— Begin Provided entries —

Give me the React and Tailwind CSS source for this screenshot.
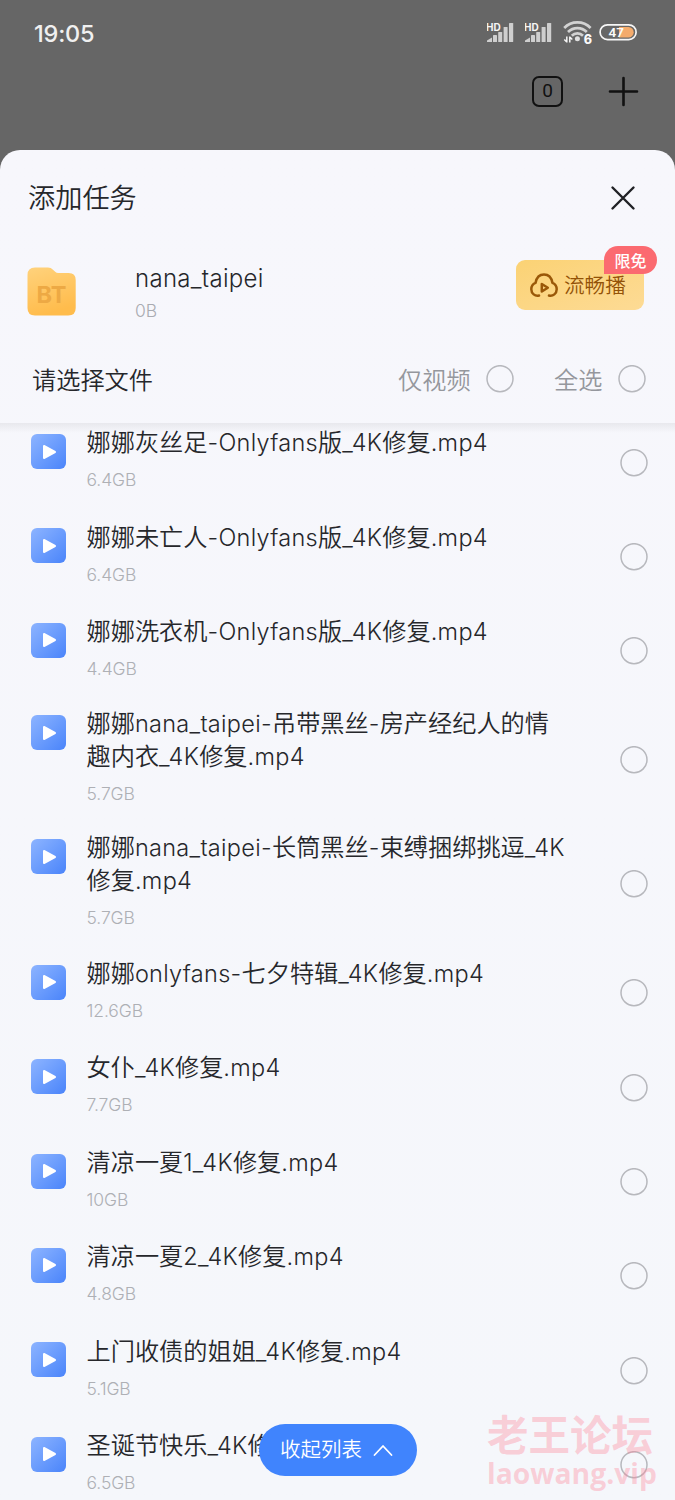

— End Provided entries —
— Begin Provided entries —

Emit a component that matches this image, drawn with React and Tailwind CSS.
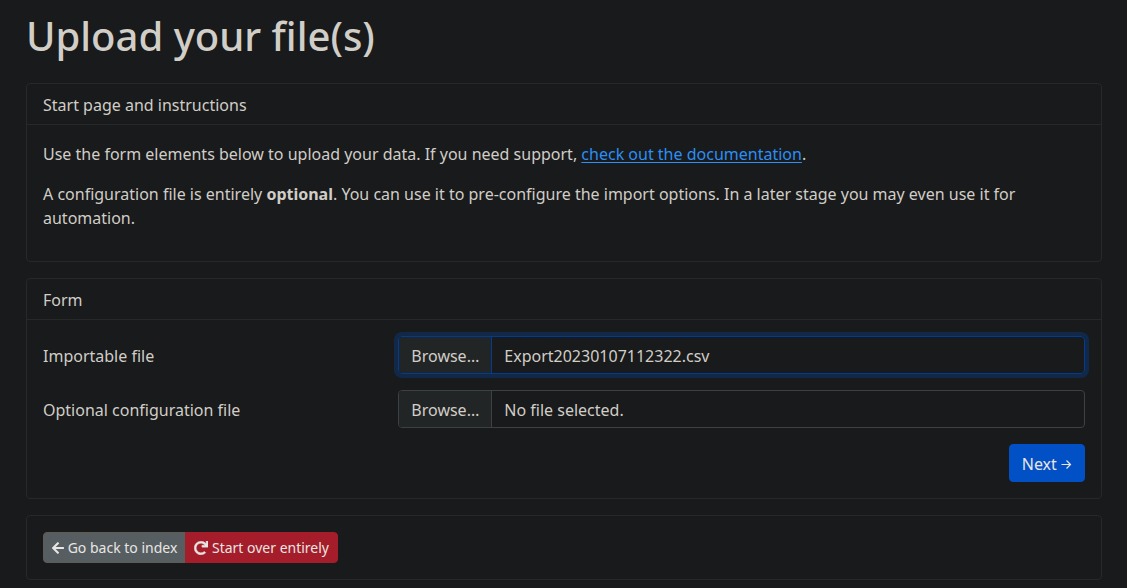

— End Provided entries —
— Begin Provided entries —

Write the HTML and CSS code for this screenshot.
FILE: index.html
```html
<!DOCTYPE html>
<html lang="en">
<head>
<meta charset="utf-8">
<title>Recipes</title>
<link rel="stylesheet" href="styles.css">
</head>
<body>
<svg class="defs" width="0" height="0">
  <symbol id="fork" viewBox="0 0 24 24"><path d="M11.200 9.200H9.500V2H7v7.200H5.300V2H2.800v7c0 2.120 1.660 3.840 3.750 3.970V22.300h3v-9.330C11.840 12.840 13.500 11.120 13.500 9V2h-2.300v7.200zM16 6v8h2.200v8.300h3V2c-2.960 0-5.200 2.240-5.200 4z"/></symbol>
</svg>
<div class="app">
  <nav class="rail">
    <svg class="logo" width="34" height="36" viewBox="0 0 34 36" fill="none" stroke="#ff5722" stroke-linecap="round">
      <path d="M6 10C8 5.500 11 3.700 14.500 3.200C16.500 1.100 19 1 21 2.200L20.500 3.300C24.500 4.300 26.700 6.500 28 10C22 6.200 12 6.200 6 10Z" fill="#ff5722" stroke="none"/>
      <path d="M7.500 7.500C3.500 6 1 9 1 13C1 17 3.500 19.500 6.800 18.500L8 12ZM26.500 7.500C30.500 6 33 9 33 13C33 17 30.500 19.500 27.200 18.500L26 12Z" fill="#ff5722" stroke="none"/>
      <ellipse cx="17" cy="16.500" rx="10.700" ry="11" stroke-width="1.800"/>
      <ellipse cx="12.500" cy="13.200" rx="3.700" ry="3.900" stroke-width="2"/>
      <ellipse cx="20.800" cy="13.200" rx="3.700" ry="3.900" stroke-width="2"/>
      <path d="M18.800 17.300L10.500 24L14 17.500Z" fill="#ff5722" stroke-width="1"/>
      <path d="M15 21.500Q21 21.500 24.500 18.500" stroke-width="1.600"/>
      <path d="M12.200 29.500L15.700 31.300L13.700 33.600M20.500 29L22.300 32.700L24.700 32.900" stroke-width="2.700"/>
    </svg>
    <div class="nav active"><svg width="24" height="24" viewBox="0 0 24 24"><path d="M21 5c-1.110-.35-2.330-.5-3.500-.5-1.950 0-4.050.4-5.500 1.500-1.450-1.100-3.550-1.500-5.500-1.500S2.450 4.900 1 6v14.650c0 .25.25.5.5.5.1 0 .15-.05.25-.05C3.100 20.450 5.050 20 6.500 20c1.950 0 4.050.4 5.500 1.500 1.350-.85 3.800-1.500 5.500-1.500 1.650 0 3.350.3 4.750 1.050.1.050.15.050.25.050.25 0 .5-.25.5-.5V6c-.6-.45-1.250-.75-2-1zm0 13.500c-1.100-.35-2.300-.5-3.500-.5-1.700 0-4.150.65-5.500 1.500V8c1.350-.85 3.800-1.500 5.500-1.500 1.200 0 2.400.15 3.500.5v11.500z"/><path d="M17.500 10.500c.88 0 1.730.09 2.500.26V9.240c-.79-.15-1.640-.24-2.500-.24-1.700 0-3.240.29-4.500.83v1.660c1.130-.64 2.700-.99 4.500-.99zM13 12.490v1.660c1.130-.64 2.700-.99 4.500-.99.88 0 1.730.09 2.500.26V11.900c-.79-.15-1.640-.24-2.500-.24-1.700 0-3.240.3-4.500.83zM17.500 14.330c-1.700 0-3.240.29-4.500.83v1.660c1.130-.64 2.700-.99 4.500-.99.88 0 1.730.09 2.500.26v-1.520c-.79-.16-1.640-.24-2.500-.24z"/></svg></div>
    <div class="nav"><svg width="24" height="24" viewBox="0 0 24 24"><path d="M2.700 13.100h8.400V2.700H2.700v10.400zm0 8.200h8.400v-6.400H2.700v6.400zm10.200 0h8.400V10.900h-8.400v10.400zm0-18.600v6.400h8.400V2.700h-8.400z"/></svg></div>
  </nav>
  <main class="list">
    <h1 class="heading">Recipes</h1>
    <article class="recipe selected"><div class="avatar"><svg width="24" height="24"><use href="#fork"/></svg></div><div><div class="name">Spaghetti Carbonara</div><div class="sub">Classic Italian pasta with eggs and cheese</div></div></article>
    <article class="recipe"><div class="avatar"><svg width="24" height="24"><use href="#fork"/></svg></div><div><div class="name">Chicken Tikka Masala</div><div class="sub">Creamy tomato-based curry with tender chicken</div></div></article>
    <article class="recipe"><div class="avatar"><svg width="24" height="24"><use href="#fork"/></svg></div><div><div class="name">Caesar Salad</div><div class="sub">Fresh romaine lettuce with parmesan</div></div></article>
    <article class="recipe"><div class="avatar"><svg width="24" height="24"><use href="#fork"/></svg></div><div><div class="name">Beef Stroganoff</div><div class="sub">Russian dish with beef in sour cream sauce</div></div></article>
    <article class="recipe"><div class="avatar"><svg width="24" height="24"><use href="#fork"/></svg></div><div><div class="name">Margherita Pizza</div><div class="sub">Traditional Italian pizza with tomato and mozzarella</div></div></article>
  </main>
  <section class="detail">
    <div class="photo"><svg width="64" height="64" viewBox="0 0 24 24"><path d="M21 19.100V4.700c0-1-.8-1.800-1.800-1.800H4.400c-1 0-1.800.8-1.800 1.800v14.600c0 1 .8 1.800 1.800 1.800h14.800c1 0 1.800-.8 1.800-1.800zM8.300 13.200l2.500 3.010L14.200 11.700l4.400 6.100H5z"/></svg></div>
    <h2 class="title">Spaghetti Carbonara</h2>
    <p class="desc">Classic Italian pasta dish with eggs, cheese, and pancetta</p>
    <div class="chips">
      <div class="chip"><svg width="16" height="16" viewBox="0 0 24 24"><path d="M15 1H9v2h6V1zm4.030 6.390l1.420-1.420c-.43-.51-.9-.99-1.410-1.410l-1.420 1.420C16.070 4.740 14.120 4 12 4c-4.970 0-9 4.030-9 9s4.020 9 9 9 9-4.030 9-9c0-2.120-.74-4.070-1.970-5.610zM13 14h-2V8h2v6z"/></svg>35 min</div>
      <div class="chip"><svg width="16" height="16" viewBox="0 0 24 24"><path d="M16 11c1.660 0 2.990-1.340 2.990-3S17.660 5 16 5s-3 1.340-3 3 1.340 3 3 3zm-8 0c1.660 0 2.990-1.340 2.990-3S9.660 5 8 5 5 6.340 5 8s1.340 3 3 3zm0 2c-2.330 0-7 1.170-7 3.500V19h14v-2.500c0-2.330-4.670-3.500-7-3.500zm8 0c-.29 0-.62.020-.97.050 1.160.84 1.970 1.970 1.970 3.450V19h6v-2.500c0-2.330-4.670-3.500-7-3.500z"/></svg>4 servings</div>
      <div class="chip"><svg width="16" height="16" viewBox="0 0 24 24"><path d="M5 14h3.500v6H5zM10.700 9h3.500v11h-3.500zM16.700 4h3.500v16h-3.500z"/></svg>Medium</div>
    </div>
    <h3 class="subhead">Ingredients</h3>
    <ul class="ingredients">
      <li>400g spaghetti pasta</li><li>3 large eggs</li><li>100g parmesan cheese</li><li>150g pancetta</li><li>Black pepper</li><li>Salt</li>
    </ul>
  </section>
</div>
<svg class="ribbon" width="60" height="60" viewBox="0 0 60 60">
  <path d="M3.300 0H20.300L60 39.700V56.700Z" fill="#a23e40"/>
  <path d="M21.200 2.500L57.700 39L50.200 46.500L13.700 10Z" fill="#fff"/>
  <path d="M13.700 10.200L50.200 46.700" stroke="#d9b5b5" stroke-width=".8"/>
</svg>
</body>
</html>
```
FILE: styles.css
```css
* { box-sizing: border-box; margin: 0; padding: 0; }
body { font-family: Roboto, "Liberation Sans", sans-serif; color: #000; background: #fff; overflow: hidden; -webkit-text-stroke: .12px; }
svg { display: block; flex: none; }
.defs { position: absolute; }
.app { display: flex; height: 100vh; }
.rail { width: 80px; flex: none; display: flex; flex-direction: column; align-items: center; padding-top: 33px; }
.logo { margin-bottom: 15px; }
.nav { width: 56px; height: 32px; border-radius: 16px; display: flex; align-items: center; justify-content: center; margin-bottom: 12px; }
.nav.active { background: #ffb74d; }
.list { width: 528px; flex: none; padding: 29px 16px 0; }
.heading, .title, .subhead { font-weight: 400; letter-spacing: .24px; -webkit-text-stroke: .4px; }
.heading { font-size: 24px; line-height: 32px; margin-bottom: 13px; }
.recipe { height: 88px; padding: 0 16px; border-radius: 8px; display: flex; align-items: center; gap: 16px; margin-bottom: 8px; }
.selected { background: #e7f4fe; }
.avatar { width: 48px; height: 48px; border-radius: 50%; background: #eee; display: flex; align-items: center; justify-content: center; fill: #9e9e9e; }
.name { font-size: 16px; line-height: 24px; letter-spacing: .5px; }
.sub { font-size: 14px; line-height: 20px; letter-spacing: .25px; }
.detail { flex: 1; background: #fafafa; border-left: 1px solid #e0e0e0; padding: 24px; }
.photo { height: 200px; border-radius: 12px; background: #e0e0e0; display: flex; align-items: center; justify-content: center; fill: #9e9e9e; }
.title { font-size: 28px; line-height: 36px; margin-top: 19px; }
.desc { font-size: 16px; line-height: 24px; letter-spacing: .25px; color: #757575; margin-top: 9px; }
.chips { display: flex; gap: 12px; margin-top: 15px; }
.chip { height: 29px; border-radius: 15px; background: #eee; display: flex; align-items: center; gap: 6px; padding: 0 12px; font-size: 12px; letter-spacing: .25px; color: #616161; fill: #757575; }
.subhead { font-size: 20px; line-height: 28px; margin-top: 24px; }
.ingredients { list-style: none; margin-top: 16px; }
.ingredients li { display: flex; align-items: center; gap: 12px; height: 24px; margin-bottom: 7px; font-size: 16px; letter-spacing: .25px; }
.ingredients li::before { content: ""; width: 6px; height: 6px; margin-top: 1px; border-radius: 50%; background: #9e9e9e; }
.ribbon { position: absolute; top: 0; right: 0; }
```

— End Provided entries —

Find the word "Tailwind" in the material, then list each line that holds it.

### Task solution
Give me the React and Tailwind CSS source for this screenshot.
Emit a component that matches this image, drawn with React and Tailwind CSS.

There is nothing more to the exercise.